Toyota has already addressed the issue and replaced the rubber hose with a metal one since 2010. You might notice a minor leak due to some oil drops on the ground or produce some smoke; bigger leaks lead to rapid oil loss that plummets the oil pressure and creates a bigger smoke.
Another problem to consider is the noise that comes from the engine. This issue might be due to an idler pulley. You can hear an annoying squeaking sound from the engine bay. Some cars affected by this are ’05 – ’08 Avalons, ’06 – ’08 RAV4, ’08 Highlanders, ’07 – ’08 Camry and Sienna.
Take note that the idler pulley is situated between two cover plates. The plate outside the pulley goes to the engine; the plate inside is our target, which is the extra one, must be installed to secure the elimination of the squeaking sound.
Last is the Water Pump Failure. 1GR’s weak point is also on this department, and as a member of the same family, this issue might also haunt other GR engines. This issue is detrimental to the engine, considering that it involves coolant circulation.
This happens due to the normal wear and tear of the water pump commonly occurring in unpredictable times, as it can happen anytime, especially on older models prior to 2010.

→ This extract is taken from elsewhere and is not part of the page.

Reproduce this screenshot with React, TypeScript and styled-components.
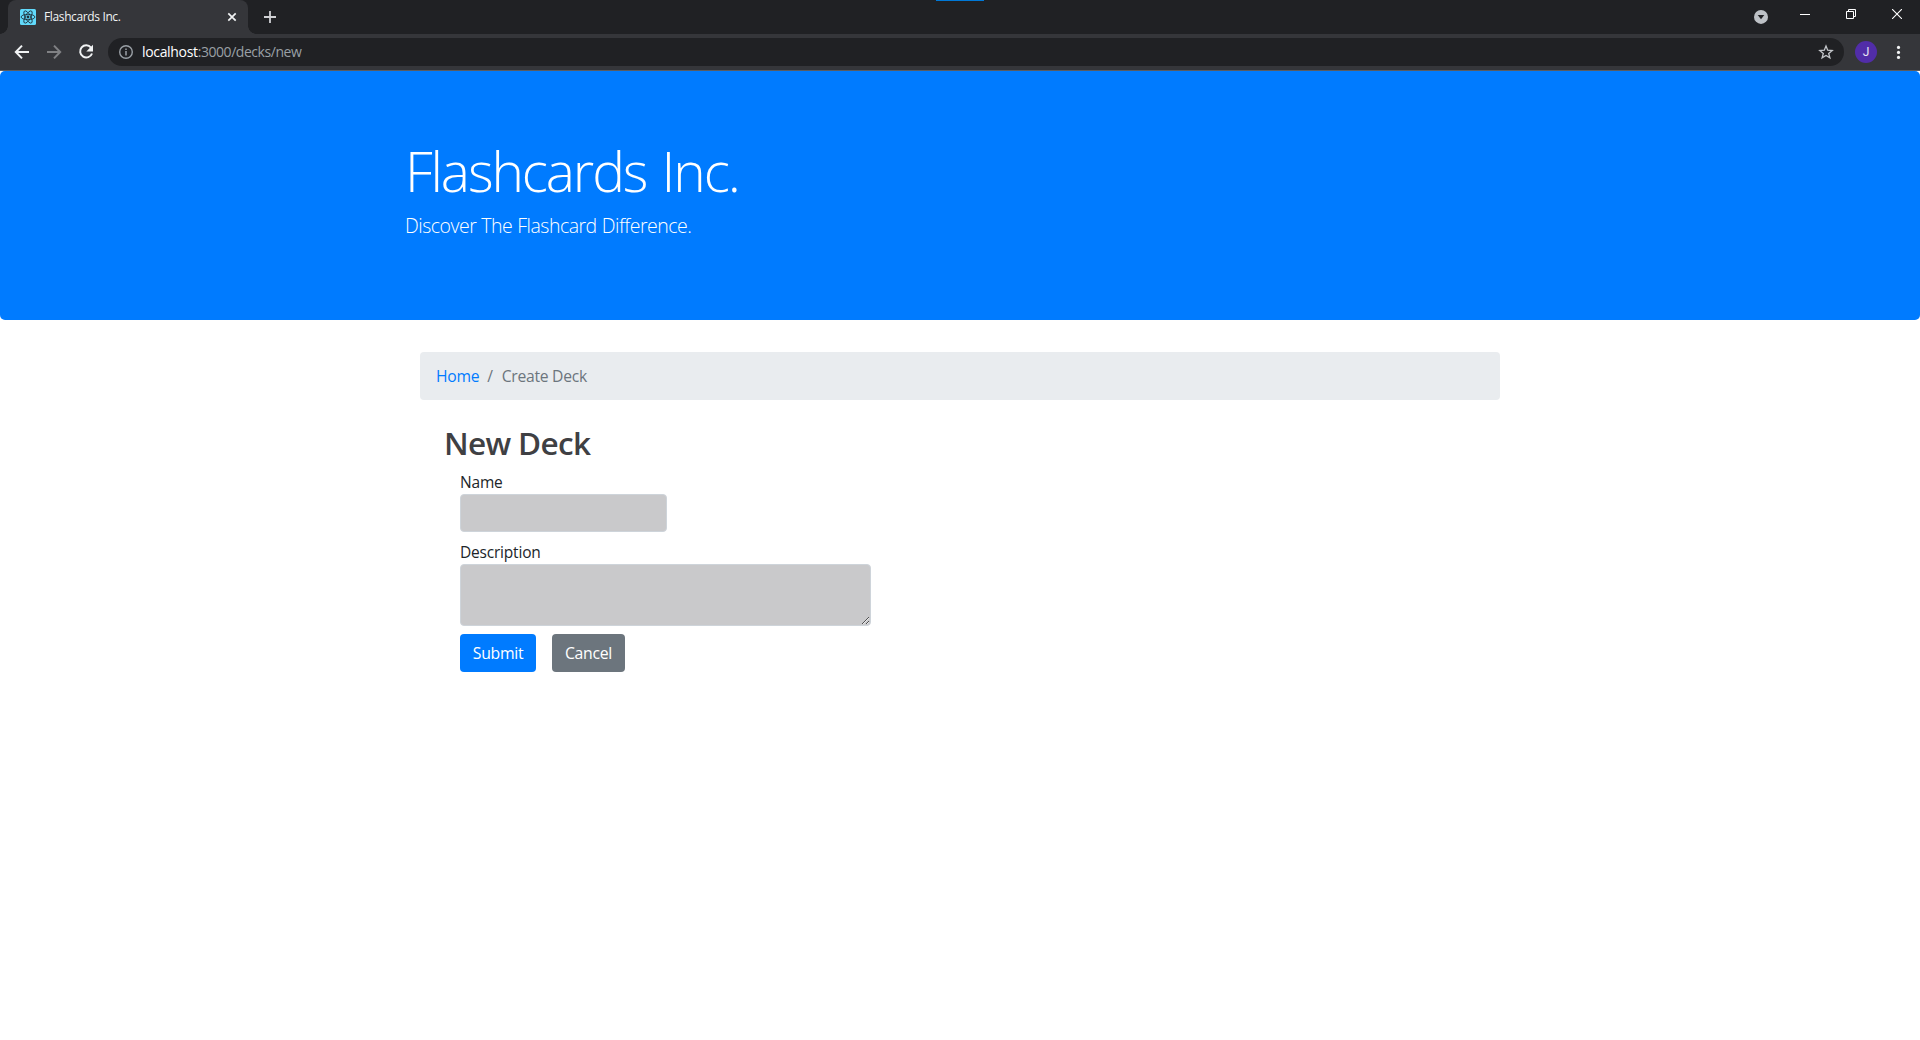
import React from "react";
import styled, { createGlobalStyle } from "styled-components";

const GlobalStyle = createGlobalStyle`
  *, *::before, *::after { box-sizing: border-box; }
  html, body { margin: 0; padding: 0; }
  body {
    background: #fff;
    color: #212529;
    font-family: "Open Sans", "Noto Sans", sans-serif;
    font-size: 16px;
    line-height: 1.5;
    overflow: hidden;
  }
`;

const Window = styled.div`
  display: flex;
  flex-direction: column;
  width: 1920px;
  height: 1040px;
  overflow: hidden;
  background: #fff;
`;

const TabStrip = styled.div`
  position: relative;
  display: flex;
  height: 34px;
  padding-left: 8px;
  background: #202124;
`;

const DragMarker = styled.div`
  position: absolute;
  top: 0;
  left: 936px;
  width: 48px;
  height: 1px;
  background: #0078d7;
`;

const Tab = styled.div`
  position: relative;
  display: flex;
  align-items: center;
  width: 240px;
  height: 34px;
  padding: 0 8px 0 12px;
  border-radius: 8px 8px 0 0;
  background: #35363a;

  &::before,
  &::after {
    content: "";
    position: absolute;
    bottom: 0;
    width: 8px;
    height: 8px;
  }
  &::before {
    left: -8px;
    background: radial-gradient(circle at 0 0, transparent 7.5px, #35363a 8px);
  }
  &::after {
    right: -8px;
    background: radial-gradient(circle at 100% 0, transparent 7.5px, #35363a 8px);
  }
`;

const TabTitle = styled.span`
  flex: 1;
  margin-left: 8px;
  color: #f1f3f4;
  font-size: 12px;
  line-height: 16px;
  letter-spacing: -0.37px;
  white-space: nowrap;
`;

const Glyph = styled.svg`
  display: block;
  flex: none;
`;

const NewTab = styled.div`
  display: flex;
  align-items: center;
  margin-left: 15px;
`;

const WindowControls = styled.div`
  display: flex;
  margin-left: auto;
  height: 28px;
`;

const Control = styled.div<{ $width: number }>`
  display: flex;
  align-items: center;
  justify-content: center;
  width: ${(p) => p.$width}px;
`;

const Toolbar = styled.div`
  display: flex;
  align-items: center;
  height: 37px;
  padding: 0 14px;
  border-bottom: 1px solid #5b5c60;
  background: #35363a;
`;

const NavButtons = styled.div`
  display: flex;
  gap: 16px;
  margin-right: 14px;
`;

const AddressBar = styled.div`
  display: flex;
  flex: 1;
  align-items: center;
  height: 28px;
  padding: 0 10px;
  border-radius: 14px;
  background: #202124;
`;

const Url = styled.div`
  flex: 1;
  margin-left: 8px;
  color: #9aa0a6;
  font-size: 14px;
  line-height: 20px;
  letter-spacing: -0.45px;
  white-space: nowrap;
`;

const Host = styled.span`
  color: #fff;
  letter-spacing: -0.33px;
`;

const Avatar = styled.div`
  display: flex;
  align-items: center;
  justify-content: center;
  width: 22px;
  height: 22px;
  margin: 0 13px 0 11px;
  border-radius: 50%;
  background: #512da8;
  color: #e8e4f4;
  font-family: Roboto, sans-serif;
  font-size: 12px;
  line-height: 22px;
`;

const Jumbotron = styled.header`
  height: 249px;
  flex: none;
  padding: 64px 32px;
  border-radius: 5px;
  background: #007bff;
  color: #fff;
`;

const HeroContainer = styled.div`
  width: 1140px;
  margin: 0 auto;
  padding: 0 15px;
`;

const Display = styled.h1`
  margin: 0;
  padding-top: 2px;
  height: 75px;
  font-size: 55px;
  font-weight: 300;
  line-height: 67px;
  letter-spacing: -2.1px;
  word-spacing: 3px;
  white-space: nowrap;
`;

const Lead = styled.p`
  margin: 0;
  font-size: 19.5px;
  font-weight: 300;
  line-height: 31px;
  letter-spacing: -0.5px;
  word-spacing: 0.5px;
`;

const Content = styled.main`
  width: 1080px;
  margin: 32px auto 0;
`;

const Breadcrumb = styled.nav`
  display: flex;
  height: 48px;
  padding: 12px 16px;
  border-radius: 4px;
  background: #e9ecef;
  color: #6c757d;
  font-size: 15.7px;
  line-height: 24px;
  letter-spacing: -0.28px;
`;

const Crumb = styled.a`
  color: #007bff;
  text-decoration: none;
`;

const Separator = styled.span`
  padding: 0 9px 0 8px;
`;

const DeckForm = styled.form`
  display: flex;
  flex-direction: column;
  align-items: flex-start;
  padding: 24px 0 0 40px;
`;

const Title = styled.h2`
  height: 46px;
  margin: 0 0 0 -16px;
  color: #3f4043;
  font-size: 31.5px;
  font-weight: 600;
  line-height: 38px;
  letter-spacing: -0.65px;
`;

const Label = styled.label`
  height: 24px;
  font-size: 15.5px;
  line-height: 24px;
  letter-spacing: -0.2px;
`;

const TextInput = styled.input`
  width: 207px;
  height: 38px;
  margin: 0 0 8px;
  padding: 6px 12px;
  border: 1px solid #ced4da;
  border-radius: 4px;
  background: #c9c9cb;
  outline: none;
`;

const TextArea = styled.textarea`
  display: block;
  width: 411px;
  height: 62px;
  margin: 0 0 8px;
  padding: 6px 12px;
  border: 1px solid #ced4da;
  border-radius: 4px;
  background: #c9c9cb;
  outline: none;
  resize: both;
`;

const Actions = styled.div`
  display: flex;
  gap: 16px;
`;

const Button = styled.button<{ $tone: string; $width: number }>`
  width: ${(p) => p.$width}px;
  height: 38px;
  padding: 0;
  border: 0;
  border-radius: 4px;
  background: ${(p) => p.$tone};
  color: #fff;
  font-family: inherit;
  font-size: 15.8px;
  line-height: 24px;
  letter-spacing: -0.3px;
`;

const ReactFavicon = () => (
  <Glyph width="16" height="16" viewBox="0 0 16 16">
    <rect width="16" height="16" rx="1.5" fill="#61dafb" />
    <g fill="none" stroke="#20303a" strokeWidth="0.85">
      <ellipse cx="8" cy="8" rx="6.9" ry="2.7" />
      <ellipse cx="8" cy="8" rx="6.9" ry="2.7" transform="rotate(60 8 8)" />
      <ellipse cx="8" cy="8" rx="6.9" ry="2.7" transform="rotate(120 8 8)" />
    </g>
    <circle cx="8" cy="8" r="1.4" fill="#20303a" />
  </Glyph>
);

const BackArrow = ({ color, flip }: { color: string; flip?: boolean }) => (
  <Glyph width="16" height="16" viewBox="0 0 16 16">
    <path
      d="M15 8H2.4M8 1.6 1.8 8 8 14.4"
      fill="none"
      stroke={color}
      strokeWidth="2"
      transform={flip ? "rotate(180 8 8)" : undefined}
    />
  </Glyph>
);

export default function App() {
  return (
    <>
      <GlobalStyle />
      <Window>
        <TabStrip>
          <DragMarker />
          <Tab>
            <ReactFavicon />
            <TabTitle>Flashcards Inc.</TabTitle>
            <Glyph width="16" height="16" viewBox="0 0 16 16">
              <path d="m4.3 4.3 7.4 7.4m0-7.4-7.4 7.4" stroke="#f1f3f4" strokeWidth="1.7" />
            </Glyph>
          </Tab>
          <NewTab>
            <Glyph width="14" height="14" viewBox="0 0 14 14">
              <path d="M7 1v12M1 7h12" stroke="#d0d1d4" strokeWidth="1.8" />
            </Glyph>
          </NewTab>
          <WindowControls>
            <Control $width={42}>
              <Glyph width="14" height="20" viewBox="0 0 14 20">
                <circle cx="7" cy="12.9" r="7" fill="#bdc1c6" />
                <path d="M3.7 11.1h6.6L7 15.3z" fill="#202124" />
              </Glyph>
            </Control>
            <Control $width={46}>
              <Glyph width="10" height="10" viewBox="0 0 10 10">
                <path d="M0 5.5h10" stroke="#fff" />
              </Glyph>
            </Control>
            <Control $width={46}>
              <Glyph width="10" height="10" viewBox="0 0 10 10">
                <path d="M.5 2.5h7v7h-7zM2.5 2.5v-2h7v7h-2" fill="none" stroke="#fff" />
              </Glyph>
            </Control>
            <Control $width={46}>
              <Glyph width="10" height="10" viewBox="0 0 10 10">
                <path d="m0 0 10 10M10 0 0 10" stroke="#fff" strokeWidth="1.1" />
              </Glyph>
            </Control>
          </WindowControls>
        </TabStrip>
        <Toolbar>
          <NavButtons>
            <BackArrow color="#f1f3f4" />
            <BackArrow color="#808184" flip />
            <Glyph width="16" height="16" viewBox="0 0 16 16">
              <path d="M13 3.6A6.1 6.1 0 1 0 14 9.5" fill="none" stroke="#f1f3f4" strokeWidth="2" />
              <path d="M15 .8v6.7H8.3z" fill="#f1f3f4" />
            </Glyph>
          </NavButtons>
          <AddressBar>
            <Glyph width="16" height="16" viewBox="0 0 16 16">
              <circle cx="8" cy="8" r="6.3" fill="none" stroke="#9aa0a6" strokeWidth="1.4" />
              <path d="M8 7v4.4M8 4.5v1.5" stroke="#9aa0a6" strokeWidth="1.5" />
            </Glyph>
            <Url>
              <Host>localhost</Host>:3000/decks/new
            </Url>
            <Glyph width="16" height="16" viewBox="0 0 16 16">
              <path
                d="m8 2 1.7 4.2 4.5.3-3.5 2.9 1.2 4.4L8 11.4l-3.9 2.4 1.2-4.4L1.8 6.5l4.5-.3z"
                fill="none"
                stroke="#c4c7cb"
                strokeWidth="1.3"
              />
            </Glyph>
          </AddressBar>
          <Avatar>J</Avatar>
          <Glyph width="16" height="16" viewBox="0 0 16 16" fill="#f1f3f4">
            <circle cx="8.5" cy="3.4" r="1.6" />
            <circle cx="8.5" cy="8.4" r="1.6" />
            <circle cx="8.5" cy="13.4" r="1.6" />
          </Glyph>
        </Toolbar>
        <Jumbotron>
          <HeroContainer>
            <Display>Flashcards Inc.</Display>
            <Lead>Discover The Flashcard Difference.</Lead>
          </HeroContainer>
        </Jumbotron>
        <Content>
          <Breadcrumb>
            <Crumb>Home</Crumb>
            <Separator>/</Separator>
            <span>Create Deck</span>
          </Breadcrumb>
          <DeckForm>
            <Title>New Deck</Title>
            <Label htmlFor="name">Name</Label>
            <TextInput id="name" type="text" />
            <Label htmlFor="description">Description</Label>
            <TextArea id="description" />
            <Actions>
              <Button type="button" $tone="#007bff" $width={76}>
                Submit
              </Button>
              <Button type="button" $tone="#6c757d" $width={73}>
                Cancel
              </Button>
            </Actions>
          </DeckForm>
        </Content>
      </Window>
    </>
  );
}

Well, if the pump fails, it should have been taken care of imminently to avoid overheating due to lack of coolant flow.
2GR engines have to be the technologically advanced, fuel-efficient, and powerful engine that Toyota created in these past few years. However, due to some issues, its reliability is subpar compared to its peers.
But don’t worry, this engine has a lot to offer and will not disappoint you because it powered a myriad of Toyota cars and even won best engine awards. With the proper care and maintenance, this engine can last at least 250,000 miles.
And don’t forget to use high-quality engine oil, gasoline, and schedule replacements, especially the water pump.
I hope that you learned and understood the Toyota 2GR engine more with this simple guide. The engine’s design, power, applications, and overall impact on the automotive industry.